Go over the entries below line by line, copying each one that contains the word "components".

[Entries with page source code]
-- START --
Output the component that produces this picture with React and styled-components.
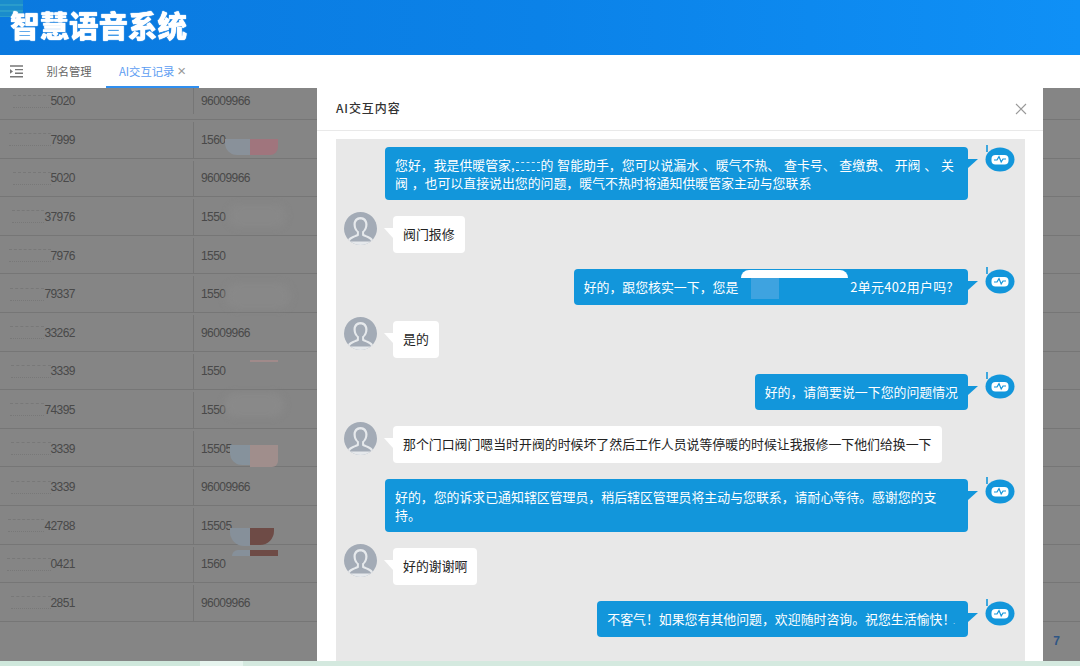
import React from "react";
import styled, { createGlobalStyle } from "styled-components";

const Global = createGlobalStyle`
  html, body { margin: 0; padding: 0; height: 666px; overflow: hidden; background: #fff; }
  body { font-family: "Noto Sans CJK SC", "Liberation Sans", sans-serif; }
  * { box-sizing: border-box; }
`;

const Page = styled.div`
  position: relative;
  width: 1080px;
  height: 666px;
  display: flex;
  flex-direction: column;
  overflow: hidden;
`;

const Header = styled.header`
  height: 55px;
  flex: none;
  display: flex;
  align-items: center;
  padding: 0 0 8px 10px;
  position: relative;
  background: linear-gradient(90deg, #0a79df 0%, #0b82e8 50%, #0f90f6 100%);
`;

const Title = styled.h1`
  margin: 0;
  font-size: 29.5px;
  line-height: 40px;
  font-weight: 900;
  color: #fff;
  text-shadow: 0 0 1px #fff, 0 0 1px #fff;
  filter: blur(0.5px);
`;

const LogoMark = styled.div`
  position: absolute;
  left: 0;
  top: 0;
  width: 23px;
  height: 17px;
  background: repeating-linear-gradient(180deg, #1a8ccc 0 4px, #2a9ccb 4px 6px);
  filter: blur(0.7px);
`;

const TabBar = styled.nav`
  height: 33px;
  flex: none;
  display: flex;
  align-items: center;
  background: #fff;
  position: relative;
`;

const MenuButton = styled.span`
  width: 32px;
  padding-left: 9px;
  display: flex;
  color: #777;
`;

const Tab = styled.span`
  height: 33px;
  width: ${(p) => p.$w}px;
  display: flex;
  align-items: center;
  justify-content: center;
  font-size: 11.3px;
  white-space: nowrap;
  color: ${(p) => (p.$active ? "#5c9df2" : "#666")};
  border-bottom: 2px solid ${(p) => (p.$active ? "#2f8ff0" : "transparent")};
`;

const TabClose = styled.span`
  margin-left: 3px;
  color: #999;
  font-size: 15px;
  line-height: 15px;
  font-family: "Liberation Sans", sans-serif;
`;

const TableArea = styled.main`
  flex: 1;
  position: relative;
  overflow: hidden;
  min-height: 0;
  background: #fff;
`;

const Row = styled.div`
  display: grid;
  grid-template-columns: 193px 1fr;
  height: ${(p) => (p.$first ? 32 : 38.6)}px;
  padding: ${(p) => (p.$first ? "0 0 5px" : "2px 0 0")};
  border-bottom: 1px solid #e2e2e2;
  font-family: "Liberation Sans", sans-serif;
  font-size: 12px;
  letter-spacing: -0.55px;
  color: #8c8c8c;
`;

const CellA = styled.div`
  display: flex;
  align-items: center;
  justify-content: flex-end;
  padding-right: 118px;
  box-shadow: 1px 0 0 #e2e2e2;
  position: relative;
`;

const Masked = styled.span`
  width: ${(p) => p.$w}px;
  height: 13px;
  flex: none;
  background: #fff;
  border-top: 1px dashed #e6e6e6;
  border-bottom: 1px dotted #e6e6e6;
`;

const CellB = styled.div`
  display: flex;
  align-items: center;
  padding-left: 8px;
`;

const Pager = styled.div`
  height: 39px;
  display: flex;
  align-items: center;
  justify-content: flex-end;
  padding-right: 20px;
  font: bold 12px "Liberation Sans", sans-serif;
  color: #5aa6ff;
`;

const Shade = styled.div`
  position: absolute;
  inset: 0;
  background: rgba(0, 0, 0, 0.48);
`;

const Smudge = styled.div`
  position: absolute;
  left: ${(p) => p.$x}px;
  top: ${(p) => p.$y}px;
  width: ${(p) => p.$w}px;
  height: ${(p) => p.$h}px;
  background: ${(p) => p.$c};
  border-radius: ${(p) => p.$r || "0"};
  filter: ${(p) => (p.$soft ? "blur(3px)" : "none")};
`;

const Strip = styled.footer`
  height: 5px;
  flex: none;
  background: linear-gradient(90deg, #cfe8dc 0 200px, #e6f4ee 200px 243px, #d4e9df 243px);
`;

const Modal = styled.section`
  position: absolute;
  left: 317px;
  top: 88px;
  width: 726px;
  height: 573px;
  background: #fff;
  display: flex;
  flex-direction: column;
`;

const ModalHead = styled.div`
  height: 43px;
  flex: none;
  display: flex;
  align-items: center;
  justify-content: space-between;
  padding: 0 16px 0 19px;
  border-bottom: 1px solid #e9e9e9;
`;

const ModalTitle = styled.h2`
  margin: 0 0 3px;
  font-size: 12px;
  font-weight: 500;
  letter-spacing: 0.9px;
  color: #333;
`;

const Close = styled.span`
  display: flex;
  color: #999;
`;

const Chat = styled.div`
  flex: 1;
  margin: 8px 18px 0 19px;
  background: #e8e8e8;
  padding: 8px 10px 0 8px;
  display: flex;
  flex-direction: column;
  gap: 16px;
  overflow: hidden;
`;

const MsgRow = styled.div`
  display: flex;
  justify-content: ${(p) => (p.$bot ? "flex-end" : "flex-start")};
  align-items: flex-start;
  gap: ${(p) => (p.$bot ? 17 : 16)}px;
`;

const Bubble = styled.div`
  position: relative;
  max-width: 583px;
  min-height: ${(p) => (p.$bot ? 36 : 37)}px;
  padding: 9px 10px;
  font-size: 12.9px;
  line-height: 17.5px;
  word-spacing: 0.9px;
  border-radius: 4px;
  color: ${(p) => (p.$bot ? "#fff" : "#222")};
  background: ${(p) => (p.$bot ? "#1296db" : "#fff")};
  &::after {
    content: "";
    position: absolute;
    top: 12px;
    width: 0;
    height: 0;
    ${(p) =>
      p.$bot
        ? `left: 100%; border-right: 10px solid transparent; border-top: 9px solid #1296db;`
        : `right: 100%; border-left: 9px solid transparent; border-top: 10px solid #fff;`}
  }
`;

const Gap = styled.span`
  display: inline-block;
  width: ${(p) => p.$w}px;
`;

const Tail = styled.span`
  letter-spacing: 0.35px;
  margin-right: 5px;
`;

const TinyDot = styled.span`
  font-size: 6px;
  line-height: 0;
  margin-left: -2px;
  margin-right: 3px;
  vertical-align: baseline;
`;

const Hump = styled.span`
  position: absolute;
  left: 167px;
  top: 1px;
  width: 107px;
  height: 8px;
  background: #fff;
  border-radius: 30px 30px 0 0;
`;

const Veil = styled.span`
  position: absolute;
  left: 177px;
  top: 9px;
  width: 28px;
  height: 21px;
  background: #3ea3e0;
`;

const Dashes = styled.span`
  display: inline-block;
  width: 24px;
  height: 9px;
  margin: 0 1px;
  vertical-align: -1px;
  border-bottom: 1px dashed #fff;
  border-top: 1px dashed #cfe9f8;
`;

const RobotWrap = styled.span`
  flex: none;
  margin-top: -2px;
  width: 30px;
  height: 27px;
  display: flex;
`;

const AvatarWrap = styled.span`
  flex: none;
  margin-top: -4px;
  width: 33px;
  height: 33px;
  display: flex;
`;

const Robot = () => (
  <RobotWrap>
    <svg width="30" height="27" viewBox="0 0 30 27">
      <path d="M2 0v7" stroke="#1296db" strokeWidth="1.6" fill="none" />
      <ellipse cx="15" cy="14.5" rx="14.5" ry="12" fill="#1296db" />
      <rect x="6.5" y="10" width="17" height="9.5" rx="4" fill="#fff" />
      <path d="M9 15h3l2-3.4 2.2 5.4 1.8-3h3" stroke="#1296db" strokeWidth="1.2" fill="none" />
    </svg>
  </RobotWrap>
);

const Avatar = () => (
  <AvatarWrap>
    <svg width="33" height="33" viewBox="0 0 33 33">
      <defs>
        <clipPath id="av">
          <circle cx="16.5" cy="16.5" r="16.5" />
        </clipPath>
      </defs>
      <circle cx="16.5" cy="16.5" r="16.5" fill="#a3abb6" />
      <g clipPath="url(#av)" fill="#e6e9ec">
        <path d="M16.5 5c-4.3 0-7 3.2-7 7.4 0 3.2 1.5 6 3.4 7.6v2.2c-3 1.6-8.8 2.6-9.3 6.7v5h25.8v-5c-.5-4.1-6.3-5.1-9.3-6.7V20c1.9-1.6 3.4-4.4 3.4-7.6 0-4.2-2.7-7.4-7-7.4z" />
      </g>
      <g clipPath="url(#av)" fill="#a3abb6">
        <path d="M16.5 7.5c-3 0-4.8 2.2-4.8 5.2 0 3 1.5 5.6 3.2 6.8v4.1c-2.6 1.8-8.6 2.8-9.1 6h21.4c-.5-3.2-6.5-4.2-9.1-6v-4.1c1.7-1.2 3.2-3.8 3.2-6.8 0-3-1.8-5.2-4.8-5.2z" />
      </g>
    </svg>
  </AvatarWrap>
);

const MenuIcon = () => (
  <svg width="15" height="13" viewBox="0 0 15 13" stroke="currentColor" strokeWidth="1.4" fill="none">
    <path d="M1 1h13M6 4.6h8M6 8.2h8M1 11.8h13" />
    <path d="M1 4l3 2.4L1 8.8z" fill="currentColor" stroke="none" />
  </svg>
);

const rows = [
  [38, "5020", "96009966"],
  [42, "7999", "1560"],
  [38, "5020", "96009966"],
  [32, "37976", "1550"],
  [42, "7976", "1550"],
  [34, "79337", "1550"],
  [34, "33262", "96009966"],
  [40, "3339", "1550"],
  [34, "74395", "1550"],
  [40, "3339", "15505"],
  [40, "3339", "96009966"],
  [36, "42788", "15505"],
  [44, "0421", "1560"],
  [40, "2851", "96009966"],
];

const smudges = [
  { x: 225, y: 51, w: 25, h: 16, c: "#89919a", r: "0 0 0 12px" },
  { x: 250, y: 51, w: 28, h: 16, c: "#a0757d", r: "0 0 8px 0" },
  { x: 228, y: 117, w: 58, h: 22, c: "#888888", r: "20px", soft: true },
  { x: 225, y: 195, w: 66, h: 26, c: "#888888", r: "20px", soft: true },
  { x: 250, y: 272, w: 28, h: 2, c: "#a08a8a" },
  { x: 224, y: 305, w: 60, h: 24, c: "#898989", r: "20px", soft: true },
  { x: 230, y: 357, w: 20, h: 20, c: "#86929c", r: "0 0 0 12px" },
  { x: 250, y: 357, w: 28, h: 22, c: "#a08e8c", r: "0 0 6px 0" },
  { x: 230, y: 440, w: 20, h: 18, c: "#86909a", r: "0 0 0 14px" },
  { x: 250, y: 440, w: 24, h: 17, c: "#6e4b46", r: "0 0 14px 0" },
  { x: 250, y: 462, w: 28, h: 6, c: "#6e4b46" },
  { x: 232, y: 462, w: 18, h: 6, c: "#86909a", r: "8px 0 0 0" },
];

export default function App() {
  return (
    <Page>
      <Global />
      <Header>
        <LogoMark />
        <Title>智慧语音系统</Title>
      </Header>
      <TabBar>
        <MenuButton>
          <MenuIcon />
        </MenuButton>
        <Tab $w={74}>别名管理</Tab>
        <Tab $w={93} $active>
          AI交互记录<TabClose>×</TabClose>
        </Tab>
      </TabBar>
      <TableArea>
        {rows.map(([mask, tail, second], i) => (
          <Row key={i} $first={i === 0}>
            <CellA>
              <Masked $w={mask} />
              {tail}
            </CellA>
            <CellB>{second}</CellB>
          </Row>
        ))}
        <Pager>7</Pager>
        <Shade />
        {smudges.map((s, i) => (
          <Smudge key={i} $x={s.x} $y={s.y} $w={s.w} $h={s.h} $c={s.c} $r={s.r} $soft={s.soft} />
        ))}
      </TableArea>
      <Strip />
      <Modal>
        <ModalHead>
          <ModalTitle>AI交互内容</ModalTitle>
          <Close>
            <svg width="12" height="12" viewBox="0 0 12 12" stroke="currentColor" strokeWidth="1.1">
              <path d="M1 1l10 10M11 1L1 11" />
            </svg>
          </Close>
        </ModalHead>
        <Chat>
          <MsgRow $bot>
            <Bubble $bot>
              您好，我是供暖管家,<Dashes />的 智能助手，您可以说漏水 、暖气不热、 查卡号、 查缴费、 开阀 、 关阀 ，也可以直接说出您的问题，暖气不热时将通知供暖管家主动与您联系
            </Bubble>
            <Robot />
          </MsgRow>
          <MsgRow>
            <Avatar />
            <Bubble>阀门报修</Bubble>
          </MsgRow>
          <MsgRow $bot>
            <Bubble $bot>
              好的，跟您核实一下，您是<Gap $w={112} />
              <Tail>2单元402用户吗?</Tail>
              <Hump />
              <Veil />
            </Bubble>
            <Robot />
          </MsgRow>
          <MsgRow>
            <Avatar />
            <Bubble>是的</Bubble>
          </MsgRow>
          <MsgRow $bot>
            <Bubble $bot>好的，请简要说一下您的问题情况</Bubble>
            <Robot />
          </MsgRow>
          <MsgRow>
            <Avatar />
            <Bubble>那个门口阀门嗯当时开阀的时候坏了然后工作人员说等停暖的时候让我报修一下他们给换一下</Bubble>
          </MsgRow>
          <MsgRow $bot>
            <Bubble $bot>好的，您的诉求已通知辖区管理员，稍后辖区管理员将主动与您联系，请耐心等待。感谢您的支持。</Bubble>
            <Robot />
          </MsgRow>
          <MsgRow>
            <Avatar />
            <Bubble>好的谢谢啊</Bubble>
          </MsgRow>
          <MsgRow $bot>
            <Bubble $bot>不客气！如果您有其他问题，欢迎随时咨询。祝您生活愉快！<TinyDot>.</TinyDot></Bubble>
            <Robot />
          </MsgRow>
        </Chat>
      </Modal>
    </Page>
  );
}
-- END --
-- START --
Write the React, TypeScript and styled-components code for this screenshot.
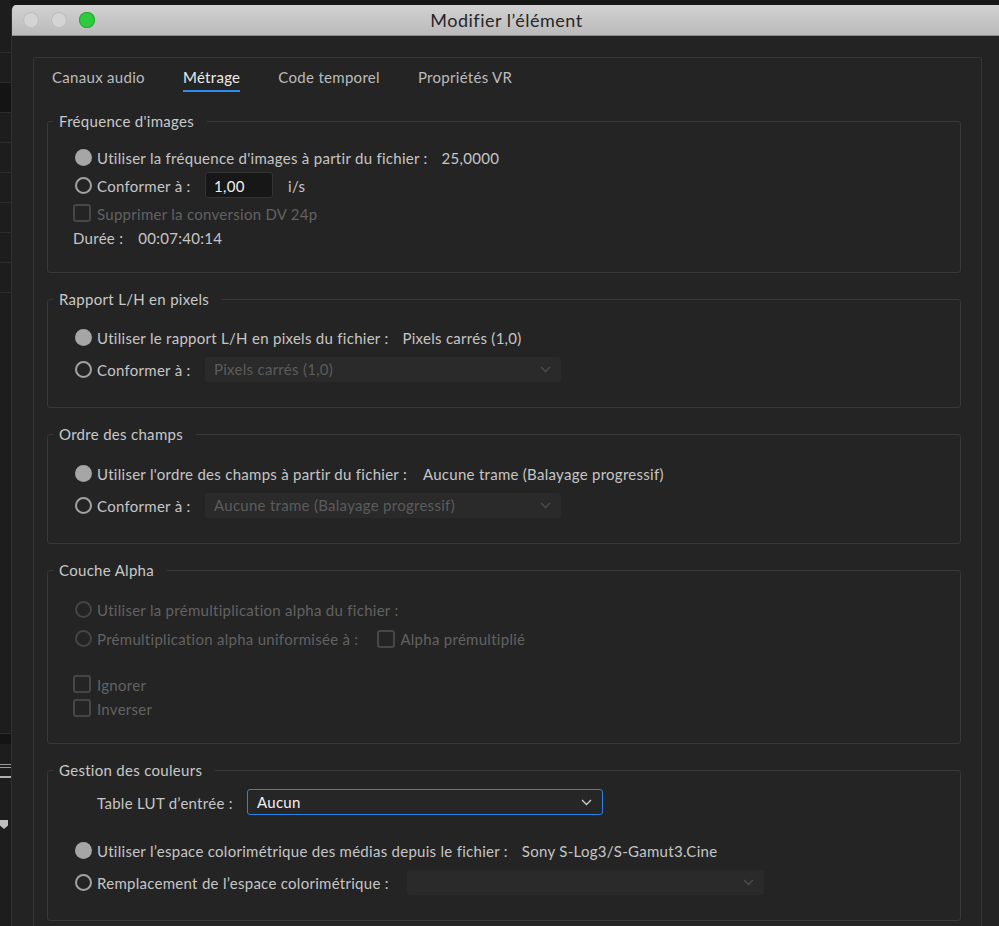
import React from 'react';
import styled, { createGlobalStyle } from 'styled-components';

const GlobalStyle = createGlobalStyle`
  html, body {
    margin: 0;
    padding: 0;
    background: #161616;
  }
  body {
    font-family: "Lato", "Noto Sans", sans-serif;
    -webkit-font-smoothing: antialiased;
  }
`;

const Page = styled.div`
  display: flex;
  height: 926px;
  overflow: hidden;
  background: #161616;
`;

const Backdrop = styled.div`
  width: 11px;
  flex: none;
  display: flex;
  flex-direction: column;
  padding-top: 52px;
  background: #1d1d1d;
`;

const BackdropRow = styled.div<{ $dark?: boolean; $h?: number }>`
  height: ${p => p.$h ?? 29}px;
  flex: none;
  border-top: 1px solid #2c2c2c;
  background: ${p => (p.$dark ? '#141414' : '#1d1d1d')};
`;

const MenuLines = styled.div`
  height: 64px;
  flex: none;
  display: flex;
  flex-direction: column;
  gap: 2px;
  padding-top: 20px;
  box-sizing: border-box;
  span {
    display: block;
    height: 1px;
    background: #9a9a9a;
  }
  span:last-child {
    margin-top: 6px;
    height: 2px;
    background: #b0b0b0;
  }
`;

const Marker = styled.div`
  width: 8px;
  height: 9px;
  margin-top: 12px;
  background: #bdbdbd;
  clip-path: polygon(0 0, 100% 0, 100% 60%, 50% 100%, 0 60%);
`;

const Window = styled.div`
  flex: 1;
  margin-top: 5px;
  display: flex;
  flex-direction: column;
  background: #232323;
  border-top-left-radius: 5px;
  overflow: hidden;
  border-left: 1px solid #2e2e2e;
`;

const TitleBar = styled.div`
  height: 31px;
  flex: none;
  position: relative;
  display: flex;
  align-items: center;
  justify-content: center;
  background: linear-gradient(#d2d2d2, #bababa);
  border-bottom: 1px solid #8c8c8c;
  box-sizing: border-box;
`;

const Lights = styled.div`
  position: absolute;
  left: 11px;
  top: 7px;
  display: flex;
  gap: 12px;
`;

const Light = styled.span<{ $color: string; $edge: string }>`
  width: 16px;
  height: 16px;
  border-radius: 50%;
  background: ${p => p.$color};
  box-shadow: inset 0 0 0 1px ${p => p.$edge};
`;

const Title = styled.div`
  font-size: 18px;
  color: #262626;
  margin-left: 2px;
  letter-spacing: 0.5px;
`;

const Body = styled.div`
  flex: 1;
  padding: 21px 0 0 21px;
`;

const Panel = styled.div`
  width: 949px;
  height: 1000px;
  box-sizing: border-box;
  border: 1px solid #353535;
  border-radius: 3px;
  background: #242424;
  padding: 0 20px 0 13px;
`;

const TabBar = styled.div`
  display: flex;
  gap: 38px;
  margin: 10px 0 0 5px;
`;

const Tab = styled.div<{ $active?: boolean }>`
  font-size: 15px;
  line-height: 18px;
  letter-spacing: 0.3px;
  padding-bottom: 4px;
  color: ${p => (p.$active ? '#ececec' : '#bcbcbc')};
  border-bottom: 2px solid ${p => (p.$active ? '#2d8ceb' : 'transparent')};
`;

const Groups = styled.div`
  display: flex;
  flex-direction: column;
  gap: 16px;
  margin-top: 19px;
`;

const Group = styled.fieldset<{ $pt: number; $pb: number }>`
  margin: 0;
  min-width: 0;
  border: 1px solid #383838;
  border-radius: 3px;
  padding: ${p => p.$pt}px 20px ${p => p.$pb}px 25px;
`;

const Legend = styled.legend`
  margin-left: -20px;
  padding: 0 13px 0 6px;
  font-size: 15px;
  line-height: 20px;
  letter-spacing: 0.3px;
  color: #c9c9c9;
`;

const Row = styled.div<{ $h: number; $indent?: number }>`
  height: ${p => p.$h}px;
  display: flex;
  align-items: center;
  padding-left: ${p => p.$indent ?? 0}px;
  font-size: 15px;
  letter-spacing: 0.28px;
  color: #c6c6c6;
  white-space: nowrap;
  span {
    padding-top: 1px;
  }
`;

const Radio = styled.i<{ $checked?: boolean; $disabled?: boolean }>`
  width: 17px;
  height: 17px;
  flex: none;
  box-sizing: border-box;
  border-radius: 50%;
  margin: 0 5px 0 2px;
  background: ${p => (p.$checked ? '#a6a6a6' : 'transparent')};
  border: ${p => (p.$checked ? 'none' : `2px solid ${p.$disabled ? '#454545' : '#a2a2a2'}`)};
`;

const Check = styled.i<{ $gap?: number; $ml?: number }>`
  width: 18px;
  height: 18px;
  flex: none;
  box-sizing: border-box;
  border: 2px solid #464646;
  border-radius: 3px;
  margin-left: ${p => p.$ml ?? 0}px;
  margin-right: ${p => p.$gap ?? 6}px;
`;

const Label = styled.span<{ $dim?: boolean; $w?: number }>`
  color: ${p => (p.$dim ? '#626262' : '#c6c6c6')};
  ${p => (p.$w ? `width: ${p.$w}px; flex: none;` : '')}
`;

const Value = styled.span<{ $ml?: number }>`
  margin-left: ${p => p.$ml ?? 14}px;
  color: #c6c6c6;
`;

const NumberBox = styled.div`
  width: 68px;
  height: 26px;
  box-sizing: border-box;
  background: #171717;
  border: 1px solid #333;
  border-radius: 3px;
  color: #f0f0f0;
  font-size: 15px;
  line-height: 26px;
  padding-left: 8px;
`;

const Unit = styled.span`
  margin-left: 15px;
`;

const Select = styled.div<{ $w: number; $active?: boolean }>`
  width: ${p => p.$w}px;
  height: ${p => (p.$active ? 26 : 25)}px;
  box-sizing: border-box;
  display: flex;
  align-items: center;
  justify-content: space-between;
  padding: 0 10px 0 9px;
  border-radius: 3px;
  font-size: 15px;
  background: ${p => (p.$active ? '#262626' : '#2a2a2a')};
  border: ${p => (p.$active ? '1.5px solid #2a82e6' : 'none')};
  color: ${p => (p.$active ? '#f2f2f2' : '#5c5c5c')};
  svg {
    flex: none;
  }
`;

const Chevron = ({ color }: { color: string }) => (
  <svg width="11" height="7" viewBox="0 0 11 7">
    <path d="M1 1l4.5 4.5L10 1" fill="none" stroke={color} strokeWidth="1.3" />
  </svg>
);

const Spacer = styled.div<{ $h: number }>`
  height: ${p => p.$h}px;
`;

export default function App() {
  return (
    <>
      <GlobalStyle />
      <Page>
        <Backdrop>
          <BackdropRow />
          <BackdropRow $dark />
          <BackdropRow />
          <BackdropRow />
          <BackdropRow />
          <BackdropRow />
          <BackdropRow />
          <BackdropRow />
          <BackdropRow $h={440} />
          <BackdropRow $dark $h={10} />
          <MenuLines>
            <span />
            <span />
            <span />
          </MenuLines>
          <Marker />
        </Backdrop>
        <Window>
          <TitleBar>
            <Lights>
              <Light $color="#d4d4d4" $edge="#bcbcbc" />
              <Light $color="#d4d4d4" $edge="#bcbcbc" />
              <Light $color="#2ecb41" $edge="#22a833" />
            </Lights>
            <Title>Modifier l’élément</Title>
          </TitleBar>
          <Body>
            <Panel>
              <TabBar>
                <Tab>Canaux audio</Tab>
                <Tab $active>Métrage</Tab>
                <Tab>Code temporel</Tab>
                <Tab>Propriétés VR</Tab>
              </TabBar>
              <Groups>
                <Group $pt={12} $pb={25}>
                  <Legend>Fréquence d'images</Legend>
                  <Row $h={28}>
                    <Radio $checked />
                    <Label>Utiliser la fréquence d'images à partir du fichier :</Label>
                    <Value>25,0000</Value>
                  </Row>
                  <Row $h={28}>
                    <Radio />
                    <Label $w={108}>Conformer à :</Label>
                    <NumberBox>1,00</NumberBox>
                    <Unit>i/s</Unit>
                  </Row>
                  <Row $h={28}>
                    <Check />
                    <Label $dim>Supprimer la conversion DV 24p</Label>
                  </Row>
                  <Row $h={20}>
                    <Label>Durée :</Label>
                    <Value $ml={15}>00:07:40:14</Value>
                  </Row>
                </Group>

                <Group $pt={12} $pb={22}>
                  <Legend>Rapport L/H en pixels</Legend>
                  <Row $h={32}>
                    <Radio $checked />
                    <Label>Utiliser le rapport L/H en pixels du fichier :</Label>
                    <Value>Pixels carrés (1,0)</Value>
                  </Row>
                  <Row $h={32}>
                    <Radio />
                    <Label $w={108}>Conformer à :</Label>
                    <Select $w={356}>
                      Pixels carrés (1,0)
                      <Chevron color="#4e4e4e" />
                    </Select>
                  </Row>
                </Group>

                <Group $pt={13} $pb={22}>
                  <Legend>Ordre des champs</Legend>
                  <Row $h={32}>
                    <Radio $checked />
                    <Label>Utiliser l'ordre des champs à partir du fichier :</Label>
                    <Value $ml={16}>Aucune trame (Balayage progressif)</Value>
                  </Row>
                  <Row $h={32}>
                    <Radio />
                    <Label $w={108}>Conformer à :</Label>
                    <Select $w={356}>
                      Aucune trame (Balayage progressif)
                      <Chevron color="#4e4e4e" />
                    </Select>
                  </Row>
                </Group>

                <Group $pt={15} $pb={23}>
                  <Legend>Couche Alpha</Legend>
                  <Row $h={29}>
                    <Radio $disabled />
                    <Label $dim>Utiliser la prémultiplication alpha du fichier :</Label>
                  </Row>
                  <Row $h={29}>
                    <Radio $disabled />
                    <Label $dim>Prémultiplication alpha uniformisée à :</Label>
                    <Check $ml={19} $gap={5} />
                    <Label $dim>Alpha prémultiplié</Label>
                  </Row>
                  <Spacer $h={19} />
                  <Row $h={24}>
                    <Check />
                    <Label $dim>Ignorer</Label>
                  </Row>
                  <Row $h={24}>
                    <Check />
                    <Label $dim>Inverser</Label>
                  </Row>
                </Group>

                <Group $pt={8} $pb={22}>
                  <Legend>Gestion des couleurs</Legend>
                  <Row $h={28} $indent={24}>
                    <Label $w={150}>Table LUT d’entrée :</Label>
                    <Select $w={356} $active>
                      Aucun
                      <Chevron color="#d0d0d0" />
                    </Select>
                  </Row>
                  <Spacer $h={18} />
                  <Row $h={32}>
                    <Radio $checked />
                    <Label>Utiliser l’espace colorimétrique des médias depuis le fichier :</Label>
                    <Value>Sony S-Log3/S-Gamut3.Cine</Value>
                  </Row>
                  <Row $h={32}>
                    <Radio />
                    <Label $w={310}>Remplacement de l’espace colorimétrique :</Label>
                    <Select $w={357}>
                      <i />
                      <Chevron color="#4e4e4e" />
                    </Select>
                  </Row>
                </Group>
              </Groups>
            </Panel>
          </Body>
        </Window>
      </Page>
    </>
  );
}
-- END --
EXERCISE RESPONSE:
Output the component that produces this picture with React and styled-components.
import styled, { createGlobalStyle } from "styled-components";
Write the React, TypeScript and styled-components code for this screenshot.
import styled, { createGlobalStyle } from 'styled-components';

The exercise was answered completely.